I'm not trying to badmouth individuals who work for these companies. I think most people want to believe they're doing the right thing, but the logic of capitalism, the logic of profit maximization pushes companies to cut corners, and, at times even hide or cover up incriminating information.

I've generally had good relationships with most corporate safety managers I've met. They're in the business because they're interested in workplace safety. They generally see the need for strong regulation and enforcement -- both because they're interested in safety and to help justify their existence to the higher-ups and the bean counters who don't necessarily seen accident prevention as contributing significantly to the bottom line.

The problem is that safety programs are often the first thing to be cut when costs need to be trimmed -- especially if tough enforcement isn't likely. In addition, those who make the political decision about whether and how hard to oppose regulations and enforcement tend to be the "government affairs" people who are more in tune with their peers at the Chamber of Commerce and National Association of Manufacturers than they are with their own company's workers or safety supervisors.

While at OSHA, I would frequently talk to company safety directors who had implemented highly successful ergonomics programs and saw no major problems with OSHA?s proposed ergonomics standard, only to receive a fax from the company?s CEO claiming that ergonomics was a bunch of unscientific garbage that would drive them out of business, and probably cause the fall of Western Civilization to boot. (Followed, of course, by major contributions to Republican candidates.)

In conclusion, I see nothing wrong with articles extolling the virtues of companies who try to make the earth greener, workplaces more fair and safe for workers, and generally strive to become better corporate citizens.

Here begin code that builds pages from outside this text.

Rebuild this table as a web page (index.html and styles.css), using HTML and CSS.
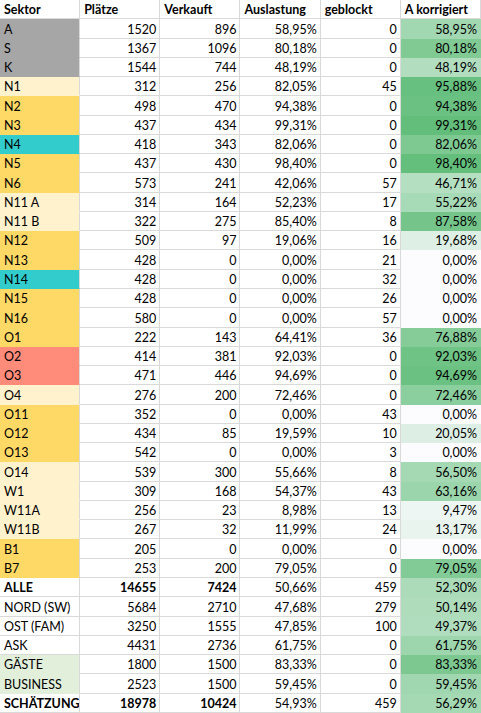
FILE: index.html
```html
<!DOCTYPE html>
<html lang="de">
<head>
<meta charset="utf-8">
<title>Sektoren</title>
<link rel="stylesheet" href="styles.css">
</head>
<body>
<div class="sheet">
  <div class="c b">Sektor</div><div class="c b">Plätze</div><div class="c b">Verkauft</div><div class="c b">Auslastung</div><div class="c b">geblockt</div><div class="c b">A korrigiert</div>

  <div class="c gray">A</div><div class="c n">1520</div><div class="c n">896</div><div class="c n">58,95%</div><div class="c n">0</div><div class="c n g" style="background:rgb(161,215,177)">58,95%</div>
  <div class="c gray">S</div><div class="c n">1367</div><div class="c n">1096</div><div class="c n">80,18%</div><div class="c n">0</div><div class="c n g" style="background:rgb(129,202,148)">80,18%</div>
  <div class="c gray">K</div><div class="c n">1544</div><div class="c n">744</div><div class="c n">48,19%</div><div class="c n">0</div><div class="c n g" style="background:rgb(178,222,191)">48,19%</div>
  <div class="c ly">N1</div><div class="c n">312</div><div class="c n">256</div><div class="c n">82,05%</div><div class="c n">45</div><div class="c n g" style="background:rgb(104,192,128)">95,88%</div>
  <div class="c yl">N2</div><div class="c n">498</div><div class="c n">470</div><div class="c n">94,38%</div><div class="c n">0</div><div class="c n g" style="background:rgb(107,193,130)">94,38%</div>
  <div class="c yl">N3</div><div class="c n">437</div><div class="c n">434</div><div class="c n">99,31%</div><div class="c n">0</div><div class="c n g" style="background:rgb(99,190,123)">99,31%</div>
  <div class="c teal">N4</div><div class="c n">418</div><div class="c n">343</div><div class="c n">82,06%</div><div class="c n">0</div><div class="c n g" style="background:rgb(126,201,146)">82,06%</div>
  <div class="c yl">N5</div><div class="c n">437</div><div class="c n">430</div><div class="c n">98,40%</div><div class="c n">0</div><div class="c n g" style="background:rgb(100,191,124)">98,40%</div>
  <div class="c yl">N6</div><div class="c n">573</div><div class="c n">241</div><div class="c n">42,06%</div><div class="c n">57</div><div class="c n g" style="background:rgb(180,223,193)">46,71%</div>
  <div class="c ly">N11 A</div><div class="c n">314</div><div class="c n">164</div><div class="c n">52,23%</div><div class="c n">17</div><div class="c n g" style="background:rgb(167,218,182)">55,22%</div>
  <div class="c ly">N11 B</div><div class="c n">322</div><div class="c n">275</div><div class="c n">85,40%</div><div class="c n">8</div><div class="c n g" style="background:rgb(117,197,139)">87,58%</div>
  <div class="c yl">N12</div><div class="c n">509</div><div class="c n">97</div><div class="c n">19,06%</div><div class="c n">16</div><div class="c n g" style="background:rgb(222,240,229)">19,68%</div>
  <div class="c yl">N13</div><div class="c n">428</div><div class="c n">0</div><div class="c n">0,00%</div><div class="c n">21</div><div class="c n g" style="background:rgb(252,252,255)">0,00%</div>
  <div class="c teal">N14</div><div class="c n">428</div><div class="c n">0</div><div class="c n">0,00%</div><div class="c n">32</div><div class="c n g" style="background:rgb(252,252,255)">0,00%</div>
  <div class="c yl">N15</div><div class="c n">428</div><div class="c n">0</div><div class="c n">0,00%</div><div class="c n">26</div><div class="c n g" style="background:rgb(252,252,255)">0,00%</div>
  <div class="c yl">N16</div><div class="c n">580</div><div class="c n">0</div><div class="c n">0,00%</div><div class="c n">57</div><div class="c n g" style="background:rgb(252,252,255)">0,00%</div>
  <div class="c yl">O1</div><div class="c n">222</div><div class="c n">143</div><div class="c n">64,41%</div><div class="c n">36</div><div class="c n g" style="background:rgb(134,204,153)">76,88%</div>
  <div class="c red">O2</div><div class="c n">414</div><div class="c n">381</div><div class="c n">92,03%</div><div class="c n">0</div><div class="c n g" style="background:rgb(110,195,133)">92,03%</div>
  <div class="c red">O3</div><div class="c n">471</div><div class="c n">446</div><div class="c n">94,69%</div><div class="c n">0</div><div class="c n g" style="background:rgb(106,193,129)">94,69%</div>
  <div class="c ly">O4</div><div class="c n">276</div><div class="c n">200</div><div class="c n">72,46%</div><div class="c n">0</div><div class="c n g" style="background:rgb(140,207,159)">72,46%</div>
  <div class="c yl">O11</div><div class="c n">352</div><div class="c n">0</div><div class="c n">0,00%</div><div class="c n">43</div><div class="c n g" style="background:rgb(252,252,255)">0,00%</div>
  <div class="c yl">O12</div><div class="c n">434</div><div class="c n">85</div><div class="c n">19,59%</div><div class="c n">10</div><div class="c n g" style="background:rgb(221,239,228)">20,05%</div>
  <div class="c yl">O13</div><div class="c n">542</div><div class="c n">0</div><div class="c n">0,00%</div><div class="c n">3</div><div class="c n g" style="background:rgb(252,252,255)">0,00%</div>
  <div class="c ly">O14</div><div class="c n">539</div><div class="c n">300</div><div class="c n">55,66%</div><div class="c n">8</div><div class="c n g" style="background:rgb(165,217,180)">56,50%</div>
  <div class="c ly">W1</div><div class="c n">309</div><div class="c n">168</div><div class="c n">54,37%</div><div class="c n">43</div><div class="c n g" style="background:rgb(155,213,171)">63,16%</div>
  <div class="c ly">W11A</div><div class="c n">256</div><div class="c n">23</div><div class="c n">8,98%</div><div class="c n">13</div><div class="c n g" style="background:rgb(237,246,242)">9,47%</div>
  <div class="c ly">W11B</div><div class="c n">267</div><div class="c n">32</div><div class="c n">11,99%</div><div class="c n">24</div><div class="c n g" style="background:rgb(232,244,237)">13,17%</div>
  <div class="c yl">B1</div><div class="c n">205</div><div class="c n">0</div><div class="c n">0,00%</div><div class="c n">0</div><div class="c n g" style="background:rgb(252,252,255)">0,00%</div>
  <div class="c yl">B7</div><div class="c n">253</div><div class="c n">200</div><div class="c n">79,05%</div><div class="c n">0</div><div class="c n g" style="background:rgb(130,203,150)">79,05%</div>
  <div class="c b">ALLE</div><div class="c n b">14655</div><div class="c n b">7424</div><div class="c n">50,66%</div><div class="c n">459</div><div class="c n g" style="background:rgb(171,219,185)">52,30%</div>
  <div class="c">NORD (SW)</div><div class="c n">5684</div><div class="c n">2710</div><div class="c n">47,68%</div><div class="c n">279</div><div class="c n g" style="background:rgb(175,221,188)">50,14%</div>
  <div class="c">OST (FAM)</div><div class="c n">3250</div><div class="c n">1555</div><div class="c n">47,85%</div><div class="c n">100</div><div class="c n g" style="background:rgb(176,221,189)">49,37%</div>
  <div class="c">ASK</div><div class="c n">4431</div><div class="c n">2736</div><div class="c n">61,75%</div><div class="c n">0</div><div class="c n g" style="background:rgb(157,213,173)">61,75%</div>
  <div class="c lg">GÄSTE</div><div class="c n">1800</div><div class="c n">1500</div><div class="c n">83,33%</div><div class="c n">0</div><div class="c n g" style="background:rgb(124,200,144)">83,33%</div>
  <div class="c lg">BUSINESS</div><div class="c n">2523</div><div class="c n">1500</div><div class="c n">59,45%</div><div class="c n">0</div><div class="c n g" style="background:rgb(160,215,176)">59,45%</div>
  <div class="c b">SCHÄTZUNG</div><div class="c n b">18978</div><div class="c n b">10424</div><div class="c n">54,93%</div><div class="c n">459</div><div class="c n g" style="background:rgb(165,217,180)">56,29%</div>
</div>
</body>
</html>
```
FILE: styles.css
```css
html, body {
  margin: 0;
  padding: 0;
  background: #ffffff;
}

.sheet {
  display: grid;
  grid-template-columns: repeat(6, 1fr);
  grid-auto-rows: 19.27px;
  width: 481px;
  font-family: Lato, "Open Sans", sans-serif;
  font-size: 12.5px;
  color: #000000;
}

.c {
  box-sizing: border-box;
  display: flex;
  align-items: flex-end;
  justify-content: flex-start;
  padding: 0 3px 1px 4px;
  line-height: 14px;
  white-space: nowrap;
  overflow: hidden;
  border-right: 1px solid #d9d9d9;
  border-bottom: 1px solid #d9d9d9;
}

.n {
  justify-content: flex-end;
}

.b {
  font-weight: 700;
}

.g {
  border-right-color: transparent;
  border-bottom-color: transparent;
}

.gray, .ly, .yl, .teal, .red, .lg {
  border-bottom-color: transparent;
}

.gray { background: #a6a6a6; }
.ly { background: #fff2cc; }
.yl { background: #ffd966; }
.teal { background: #33cccc; }
.red { background: #ff8b7b; }
.lg { background: #e2efda; }
```
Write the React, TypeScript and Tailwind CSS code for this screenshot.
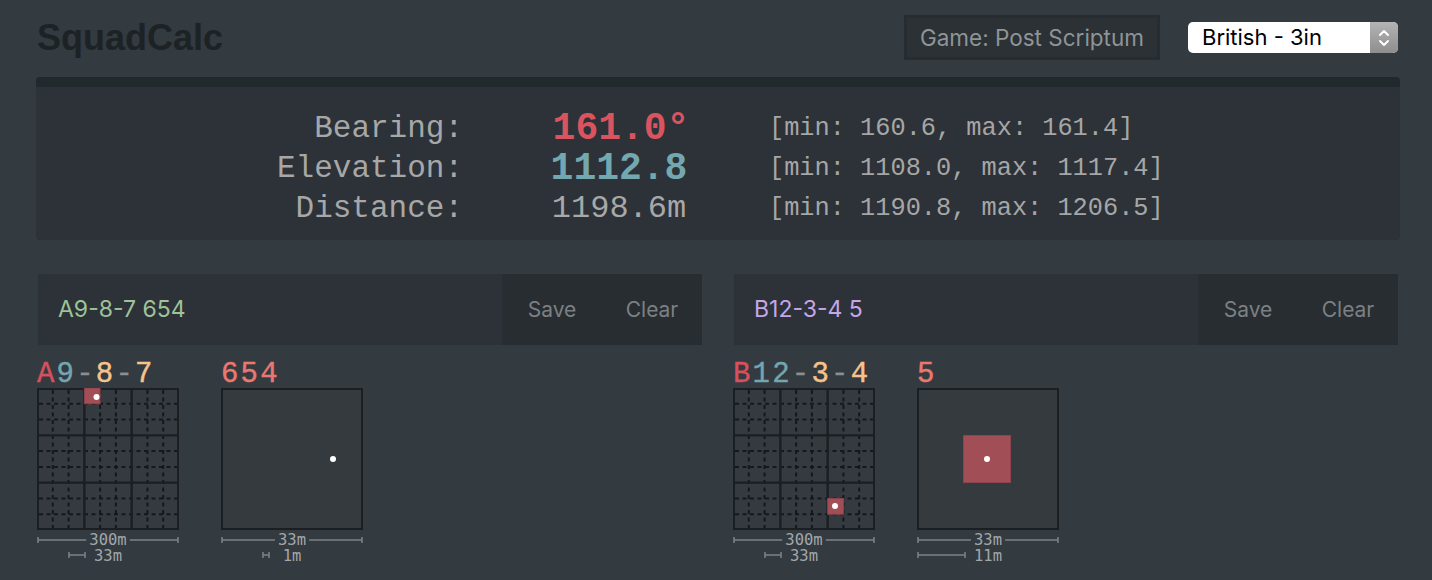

These are good things that need to be encouraged.

But we need to be very clear that these efforts are the result of pressure by workplace safety and environmental activists, by socially conscious investors, assertive reporters, lawsuits and government regulation and enforcement. In other words instead of letting these stories be used an excuse to reduce oversight over industry, we need to make sure that these stories are used to show the importance of government oversight, the need to listen to and support labor and environmental activists and the importance of fighting "tort reform."